The mountain is spectacular to climb once you hit the Granite sections and the switchbacks offer views back to Bright and the surrounding mountains, by the top of the mountain I’d overtaken Darren McClellan (who was moving well and also sticking to his race plan of conserving plenty for the return journey), run past a guy sitting across the track glassy eyed and eating jelly beans and moved into 10th place female overtaking the woman who’d run Keating Ridge. Hitting the drink station at the top I refilled my water bladder, Tailwind flasks & grabbed a fresh food bag it was now time to start racing.

Aid Station
The top of Buffalo is my favourite part of the race, lots of technical sections interspersed with easy running legs, glimpses from the tops of lookouts and the adventurous Chalwell Galleries where you get to slow down and do some bouldering between the giant rocks. I’d heard reports that Ryan was only a few hundred metres in front of me at this stage so I was hoping to catch him soon, Matt meanwhile was a long way in front and going surprisingly well for someone who’d only switched from the Marathon to the Ultra the day before. I came across Mark Lee who’d pulled the pin on the race at the top of Buffalo but had been heckled into at least doing the 7k loop around the top, it was disappointing to see him have to pull out, but if it’s not in your legs that day, then that’s just the way it is.

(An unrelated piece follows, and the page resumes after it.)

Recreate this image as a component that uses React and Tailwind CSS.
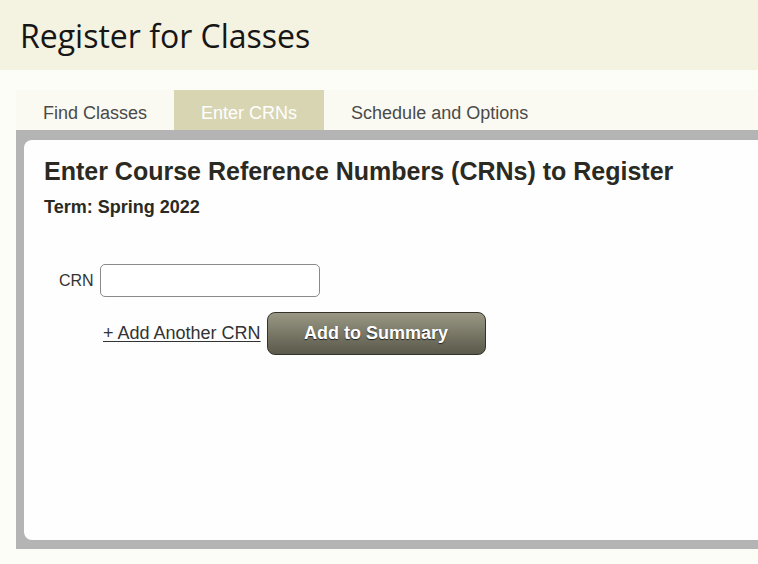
import React, { useState } from 'react';

const tabs = ['Find Classes', 'Enter CRNs', 'Schedule and Options'];

const App = () => {
  const [active, setActive] = useState('Enter CRNs');
  const [crn, setCrn] = useState('');

  return (
    <div className="min-h-[564px] bg-[#fdfdf7] font-['Liberation_Sans',Arial,sans-serif]">
      {/* Header */}
      <header className="h-[70px] bg-[#f4f2e1] pl-5 pt-[14px]">
        <h1 className="font-['Open_Sans',sans-serif] text-[32px] font-medium leading-[44px] text-[#161616]">
          Register for Classes
        </h1>
      </header>

      {/* Tabs */}
      <nav className="ml-4 mt-5 flex h-10 bg-[#fafaf2]">
        {tabs.map((tab) => (
          <button
            key={tab}
            onClick={() => setActive(tab)}
            className={
              tab === active
                ? 'h-10 bg-[#d8d5b3] px-[27px] pt-[6px] text-[18px] text-white'
                : 'h-10 px-[27px] pt-[6px] text-[18px] text-[#4a4a4a]'
            }
          >
            {tab}
          </button>
        ))}
      </nav>

      {/* Panel */}
      <div className="ml-4 bg-[#b4b4b4] pb-[9px] pl-2 pt-[10px]">
        <div className="h-[400px] rounded-l-lg bg-[#fefefe] pl-5 pt-[17px]">
          <h2 className="text-[25px] font-bold leading-7 text-[#2a2a22]">
            Enter Course Reference Numbers (CRNs) to Register
          </h2>
          <p className="mt-[10px] text-[18px] font-bold leading-6 text-[#2a2a22]">Term: Spring 2022</p>

          <div className="mt-[45px] flex items-center pl-[15px]">
            <label htmlFor="crn" className="text-[16px] text-[#333]">
              CRN
            </label>
            <input
              id="crn"
              value={crn}
              onChange={(e) => setCrn(e.target.value)}
              className="ml-[6px] h-[33px] w-[220px] rounded-[5px] border border-[#8a8a8a] bg-white px-2 text-[16px] outline-none"
            />
          </div>

          <div className="mt-[15px] flex items-center pl-[59px]">
            <a href="#" className="text-[18px] text-[#333] underline underline-offset-2">
              + Add Another CRN
            </a>
            <button className="ml-[6px] h-[43px] w-[219px] rounded-lg border border-[#33332a] bg-gradient-to-b from-[#9a9884] to-[#5a594b] text-[18px] font-bold text-white [text-shadow:0_1px_1px_#222]">
              Add to Summary
            </button>
          </div>
        </div>
      </div>
    </div>
  );
};

export default App;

Crossing the Mountain Edge
Passing back through the checkpoint at the top of Buffalo I’d moved into 8th position as I started on the long descent down the mountain and was delighted to find Ryan just in front of me running along while talking on the phone?!? He was going really well for someone with so many injuries and we managed to do most of the 10k descent together with him putting a bit of distance into me at the more technical sections and me catching up or overtaking him on the easier running bits. It was good to have someone to talk to and distract me on the way down, We hit Eurobin Creek Picnic Area together and I ran over to pick up my supplies while he went to get a quick massage and get some help from Charlie to fix his pack.

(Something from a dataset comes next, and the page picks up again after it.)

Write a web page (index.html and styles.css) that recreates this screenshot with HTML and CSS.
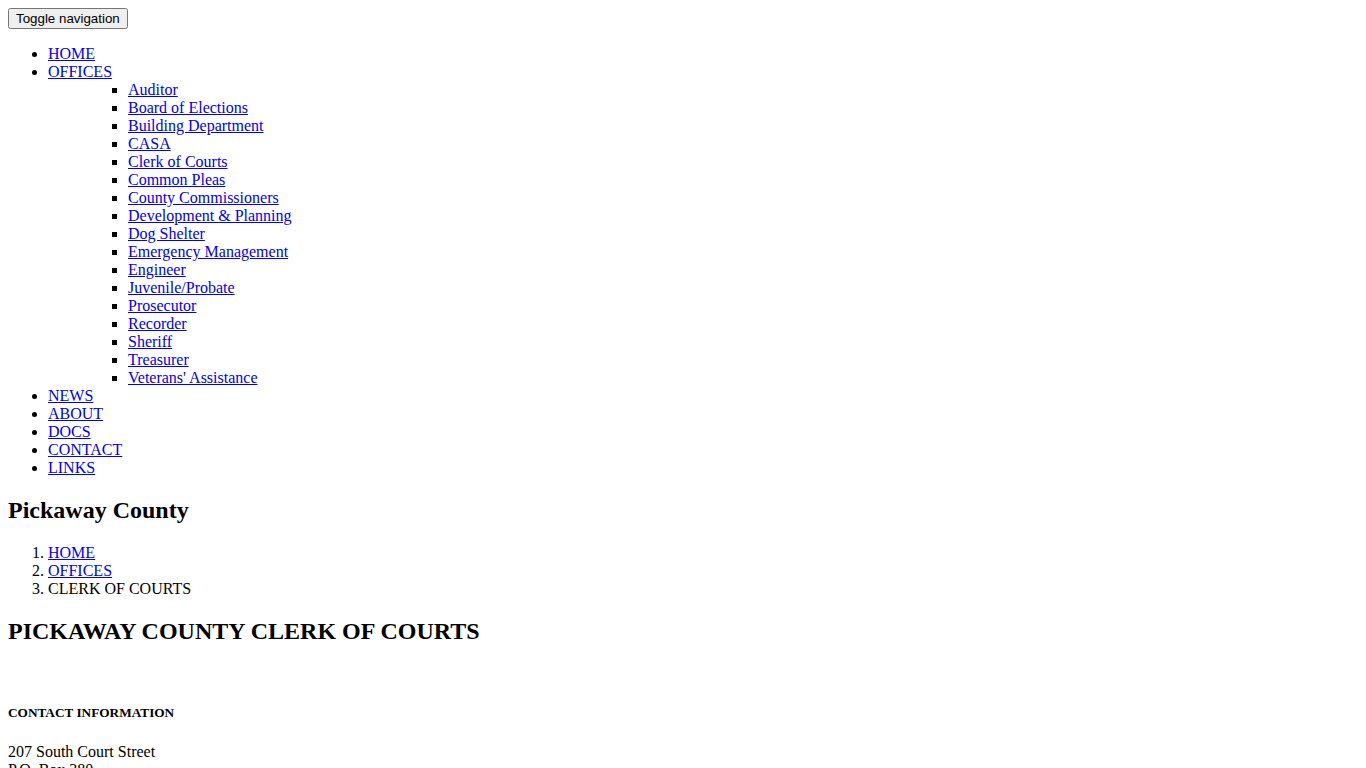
FILE: index.html
```html
<!DOCTYPE html>
<html lang="en">
<head>
<meta charset="utf-8">
<title>Pickaway County Clerk of Courts</title>
<link rel="stylesheet" href="styles.css">
</head>
<body>
<nav class="navbar">
  <button type="button" class="navbar-toggle">Toggle navigation</button>
  <ul class="nav">
    <li><a href="#">HOME</a></li>
    <li><a href="#">OFFICES</a>
      <ul class="dropdown">
        <li class="dropdown-col">
          <ul>
            <li><a href="#">Auditor</a></li>
            <li><a href="#">Board of Elections</a></li>
            <li><a href="#">Building Department</a></li>
            <li><a href="#">CASA</a></li>
            <li><a href="#">Clerk of Courts</a></li>
            <li><a href="#">Common Pleas</a></li>
            <li><a href="#">County Commissioners</a></li>
            <li><a href="#">Development &amp; Planning</a></li>
            <li><a href="#">Dog Shelter</a></li>
            <li><a href="#">Emergency Management</a></li>
            <li><a href="#">Engineer</a></li>
            <li><a href="#">Juvenile/Probate</a></li>
            <li><a href="#">Prosecutor</a></li>
            <li><a href="#">Recorder</a></li>
            <li><a href="#">Sheriff</a></li>
            <li><a href="#">Treasurer</a></li>
            <li><a href="#">Veterans' Assistance</a></li>
          </ul>
        </li>
      </ul>
    </li>
    <li><a href="#">NEWS</a></li>
    <li><a href="#">ABOUT</a></li>
    <li><a href="#">DOCS</a></li>
    <li><a href="#">CONTACT</a></li>
    <li><a href="#">LINKS</a></li>
  </ul>
</nav>
<h2>Pickaway County</h2>
<ol class="breadcrumb">
  <li><a href="#">HOME</a></li>
  <li><a href="#">OFFICES</a></li>
  <li>CLERK OF COURTS</li>
</ol>
<h2>PICKAWAY COUNTY CLERK OF COURTS</h2>
<p>&nbsp;</p>
<h5>CONTACT INFORMATION</h5>
<p>207 South Court Street<br>P.O. Box 380<br>Circleville, Ohio 43113</p>
</body>
</html>
```
FILE: styles.css
```css
body {
  font-family: "Liberation Serif", "Times New Roman", serif;
  color: #000;
  background: #fff;
}
.navbar-toggle {
  font-family: "Liberation Sans", Arial, sans-serif;
  font-size: 13.333px;
}
.dropdown {
  list-style: none;
}
.dropdown-col {
  list-style: none;
}
.dropdown-col ul {
  list-style: square;
}
a {
  color: #0000ee;
}
```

Out of Eurobin it was a run/hike back up and over Keating Ridge. I was moving fine, and had maintained my position of 8th female. I figured by this stage I had Ryan, we had a long run leg through Buckland and I knew he wouldn’t be able to match me on that. I stepped up the pace through Buckland and saw one of the other female runners had pulled out putting me into 7th position. Hitting Buckland drink station I was told that Shona in 6th place wasn’t too far in front of me, so I took off, running the false flat up out of Buckland and towards the pine forest and Clear Spot in the distance.

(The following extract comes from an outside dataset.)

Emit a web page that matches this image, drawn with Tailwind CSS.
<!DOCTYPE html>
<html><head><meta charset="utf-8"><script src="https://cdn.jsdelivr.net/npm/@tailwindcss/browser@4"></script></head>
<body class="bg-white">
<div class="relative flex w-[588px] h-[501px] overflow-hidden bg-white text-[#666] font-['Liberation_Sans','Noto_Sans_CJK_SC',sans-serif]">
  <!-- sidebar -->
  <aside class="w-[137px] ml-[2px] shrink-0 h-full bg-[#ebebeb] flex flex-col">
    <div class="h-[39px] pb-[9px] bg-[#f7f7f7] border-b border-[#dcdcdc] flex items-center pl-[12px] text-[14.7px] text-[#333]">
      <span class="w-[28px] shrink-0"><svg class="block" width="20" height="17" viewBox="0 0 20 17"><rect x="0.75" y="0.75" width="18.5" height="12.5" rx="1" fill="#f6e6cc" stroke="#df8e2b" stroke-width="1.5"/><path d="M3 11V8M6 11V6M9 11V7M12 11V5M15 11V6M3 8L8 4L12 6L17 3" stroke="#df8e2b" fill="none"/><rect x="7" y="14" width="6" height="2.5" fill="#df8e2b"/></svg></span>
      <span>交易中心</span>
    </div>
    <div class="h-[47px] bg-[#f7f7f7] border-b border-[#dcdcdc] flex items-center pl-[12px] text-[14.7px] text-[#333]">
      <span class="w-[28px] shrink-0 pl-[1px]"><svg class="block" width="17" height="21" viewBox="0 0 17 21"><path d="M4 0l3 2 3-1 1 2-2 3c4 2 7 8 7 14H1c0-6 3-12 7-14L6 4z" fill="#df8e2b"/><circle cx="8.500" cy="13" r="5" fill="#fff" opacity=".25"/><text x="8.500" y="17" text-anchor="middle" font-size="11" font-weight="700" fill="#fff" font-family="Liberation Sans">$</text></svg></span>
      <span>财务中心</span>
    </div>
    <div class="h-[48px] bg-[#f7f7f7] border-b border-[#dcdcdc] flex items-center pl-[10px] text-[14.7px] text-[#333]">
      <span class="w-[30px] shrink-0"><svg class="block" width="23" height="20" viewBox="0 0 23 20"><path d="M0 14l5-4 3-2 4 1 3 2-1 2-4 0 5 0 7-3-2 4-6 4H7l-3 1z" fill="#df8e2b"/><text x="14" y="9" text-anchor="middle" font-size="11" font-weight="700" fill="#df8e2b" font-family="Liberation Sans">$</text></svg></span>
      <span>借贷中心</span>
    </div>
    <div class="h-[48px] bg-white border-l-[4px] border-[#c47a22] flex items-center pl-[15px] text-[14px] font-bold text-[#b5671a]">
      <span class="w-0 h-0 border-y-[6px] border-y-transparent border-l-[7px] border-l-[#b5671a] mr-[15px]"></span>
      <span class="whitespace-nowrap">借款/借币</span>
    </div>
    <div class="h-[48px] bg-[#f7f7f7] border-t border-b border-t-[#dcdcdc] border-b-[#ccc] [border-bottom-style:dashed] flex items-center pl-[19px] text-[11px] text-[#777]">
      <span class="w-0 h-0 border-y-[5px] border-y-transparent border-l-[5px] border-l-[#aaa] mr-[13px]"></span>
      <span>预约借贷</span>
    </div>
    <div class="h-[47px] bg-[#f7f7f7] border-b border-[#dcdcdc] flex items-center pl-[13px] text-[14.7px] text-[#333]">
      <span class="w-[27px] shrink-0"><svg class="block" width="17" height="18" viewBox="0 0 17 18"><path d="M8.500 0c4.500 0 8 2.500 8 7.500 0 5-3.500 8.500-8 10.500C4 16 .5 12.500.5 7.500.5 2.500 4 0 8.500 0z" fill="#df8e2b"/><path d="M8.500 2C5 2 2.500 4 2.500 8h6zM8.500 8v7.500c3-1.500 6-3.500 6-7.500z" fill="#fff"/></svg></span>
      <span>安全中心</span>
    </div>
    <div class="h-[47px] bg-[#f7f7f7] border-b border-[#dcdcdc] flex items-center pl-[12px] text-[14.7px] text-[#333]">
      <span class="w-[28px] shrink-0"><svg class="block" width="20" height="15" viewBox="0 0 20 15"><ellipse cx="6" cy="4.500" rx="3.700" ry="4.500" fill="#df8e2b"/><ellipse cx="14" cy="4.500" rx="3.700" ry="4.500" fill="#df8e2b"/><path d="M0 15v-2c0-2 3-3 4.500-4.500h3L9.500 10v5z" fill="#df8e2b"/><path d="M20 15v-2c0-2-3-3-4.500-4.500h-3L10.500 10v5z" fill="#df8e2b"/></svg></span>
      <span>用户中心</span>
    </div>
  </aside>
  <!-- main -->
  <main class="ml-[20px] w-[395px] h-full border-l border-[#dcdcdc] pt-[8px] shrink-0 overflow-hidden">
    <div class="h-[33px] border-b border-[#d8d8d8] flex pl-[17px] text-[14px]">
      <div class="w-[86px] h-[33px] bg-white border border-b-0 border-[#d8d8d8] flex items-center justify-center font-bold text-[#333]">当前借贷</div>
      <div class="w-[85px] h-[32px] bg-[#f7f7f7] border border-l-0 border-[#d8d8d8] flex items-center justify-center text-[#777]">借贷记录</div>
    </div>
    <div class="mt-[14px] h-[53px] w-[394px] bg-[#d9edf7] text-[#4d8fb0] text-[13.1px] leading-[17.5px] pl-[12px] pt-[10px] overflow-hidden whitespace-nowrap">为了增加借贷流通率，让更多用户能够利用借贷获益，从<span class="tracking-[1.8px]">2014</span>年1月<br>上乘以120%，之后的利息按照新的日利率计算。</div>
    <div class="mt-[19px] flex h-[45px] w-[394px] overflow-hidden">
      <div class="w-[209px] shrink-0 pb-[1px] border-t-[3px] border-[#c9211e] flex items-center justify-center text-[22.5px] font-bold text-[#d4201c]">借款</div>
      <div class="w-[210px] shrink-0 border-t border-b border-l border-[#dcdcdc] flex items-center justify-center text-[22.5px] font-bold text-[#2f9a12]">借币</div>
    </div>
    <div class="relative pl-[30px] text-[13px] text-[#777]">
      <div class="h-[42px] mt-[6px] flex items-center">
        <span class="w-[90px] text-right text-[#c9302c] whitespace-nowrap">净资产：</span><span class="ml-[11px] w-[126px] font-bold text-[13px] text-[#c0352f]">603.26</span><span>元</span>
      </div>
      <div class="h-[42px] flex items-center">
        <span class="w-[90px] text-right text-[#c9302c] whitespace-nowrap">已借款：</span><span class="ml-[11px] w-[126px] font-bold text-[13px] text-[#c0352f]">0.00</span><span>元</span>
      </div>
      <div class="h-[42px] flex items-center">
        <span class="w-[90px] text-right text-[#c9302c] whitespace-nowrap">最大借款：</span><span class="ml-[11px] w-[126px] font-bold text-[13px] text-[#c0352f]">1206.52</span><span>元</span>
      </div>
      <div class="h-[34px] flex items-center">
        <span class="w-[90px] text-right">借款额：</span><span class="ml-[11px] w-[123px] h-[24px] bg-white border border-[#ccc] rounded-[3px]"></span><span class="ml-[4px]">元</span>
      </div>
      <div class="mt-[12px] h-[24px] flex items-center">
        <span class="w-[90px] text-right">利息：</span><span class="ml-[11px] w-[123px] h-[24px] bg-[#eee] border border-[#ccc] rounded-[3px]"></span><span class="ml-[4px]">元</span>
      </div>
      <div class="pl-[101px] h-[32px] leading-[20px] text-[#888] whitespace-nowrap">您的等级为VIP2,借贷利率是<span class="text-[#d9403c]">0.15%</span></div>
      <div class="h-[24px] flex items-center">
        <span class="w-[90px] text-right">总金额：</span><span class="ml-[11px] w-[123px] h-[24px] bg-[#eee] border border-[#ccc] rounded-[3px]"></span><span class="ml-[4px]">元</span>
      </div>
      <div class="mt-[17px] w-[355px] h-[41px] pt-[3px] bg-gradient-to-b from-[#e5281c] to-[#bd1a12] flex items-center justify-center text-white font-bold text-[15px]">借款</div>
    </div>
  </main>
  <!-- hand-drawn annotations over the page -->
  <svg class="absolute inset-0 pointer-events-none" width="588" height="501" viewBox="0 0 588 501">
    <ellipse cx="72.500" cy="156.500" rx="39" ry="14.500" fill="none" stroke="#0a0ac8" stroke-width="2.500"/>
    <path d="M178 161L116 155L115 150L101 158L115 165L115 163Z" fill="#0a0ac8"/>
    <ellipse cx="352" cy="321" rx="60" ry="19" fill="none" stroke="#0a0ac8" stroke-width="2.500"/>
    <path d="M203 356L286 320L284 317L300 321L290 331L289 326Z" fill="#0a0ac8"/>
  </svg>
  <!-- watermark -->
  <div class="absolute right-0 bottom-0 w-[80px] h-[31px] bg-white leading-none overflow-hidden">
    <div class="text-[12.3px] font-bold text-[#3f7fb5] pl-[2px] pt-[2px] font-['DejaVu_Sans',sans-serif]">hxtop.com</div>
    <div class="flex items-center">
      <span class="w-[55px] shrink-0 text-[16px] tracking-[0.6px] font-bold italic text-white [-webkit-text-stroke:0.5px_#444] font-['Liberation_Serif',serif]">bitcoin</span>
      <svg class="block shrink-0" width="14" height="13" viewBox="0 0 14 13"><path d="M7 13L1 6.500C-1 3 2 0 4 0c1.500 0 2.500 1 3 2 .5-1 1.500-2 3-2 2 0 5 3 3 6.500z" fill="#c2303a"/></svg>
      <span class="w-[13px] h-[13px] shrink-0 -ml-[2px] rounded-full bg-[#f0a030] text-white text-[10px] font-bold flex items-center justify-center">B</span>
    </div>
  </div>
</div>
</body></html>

From the bottom of Clear Spot I could see Shona about a third of the way up so I got my poles ready and started to climb, this hill was insane, it was only borderline walkable and in sections it was more like climbing up a giant mound of shifting and sliding dirt where I’d dig the poles in just to gain enough traction to pull myself up. My calves were screaming, but I’d maintained the distance between Shona and myself and the guys behind me that I’d overtaken coming through Buckland. Reaching the top of the first climb I started to hike up the side of the Clear Spot spur, my legs were screaming at me, but they weren’t cramping which meant that I could go on. Finally getting to the top of Clear Spot was a huge relief and just as I started on the downhill I heard someone coming up behind me and turned around to see Ryan! I had easily put a couple of K’s into him coming through Buckland, but he had completely monstered that Clear Spot climb (clearly all the secret Crackneck training was paying off). He smashed me on the downhill and disappeared flying recklessly towards the bottom. Meanwhile I was struggling on the steep descent, my quads were smashed so every heavy footfall was taking it’s toll and I’d lost site of Shona which was disappointing, but hey I was still in 7th!

Aid Station
It was as much a relief to reach the bottom of Clear Spot as it was to reach the top. The last aid station for the day was at Bakers Gully, where I switched out my Tailwind bottles and headed off for Mystic, the final hill and the last 7kms. The climb up Mystic was nowhere near as bad as Clear Spot, all I had to do was keep moving, my whole body was tired and hurting, but I had to keep moving. Over the fake grass and onto the mountain bike trails on the other side. I fell over a few times coming down these trails, I think my legs were trying to make me stop moving, but I had to keep moving, my watch battery had run out and it was just starting to get dark, so I knew I was going to come close to 11 hours, I couldn’t quite tell how close, fortunately I was informed towards the bottom by a spectator that I had 18 minutes to cover 3 kms if I wanted to break 11 hours. This was when I took off, everything I had left went into that last 3kms as I hit the bottom of the mountain and followed the trail beside the river heading for downtown Bright.

Finish Line
I didn’t know how far in front Ryan was but I knew he’d also be putting in everything he had left, that last 3k’s was as mentally hard as running along Yarramalong Road, I kept pushing with the 11 hour goal & Ryan in mind, hitting the Caravan Park right near the end I sprinted through it, attempted to get lost in the park near the finish line with people pointing and directing me, then it was into the finishers shoot and across the line in a time of 11:01:05 7th place female and 35th overall. I found Ryan in the first aid tent learning that he’d sprinted across the line and kept going before collapsing on the grass. I was very impressed, he’d managed to finish in 10:47:43 and 30th overall.

Overall it was a fantastic race, great volunteers, well marked course and insane mountains. I’ll be coming back next year…. I’m thinking Grand Slam.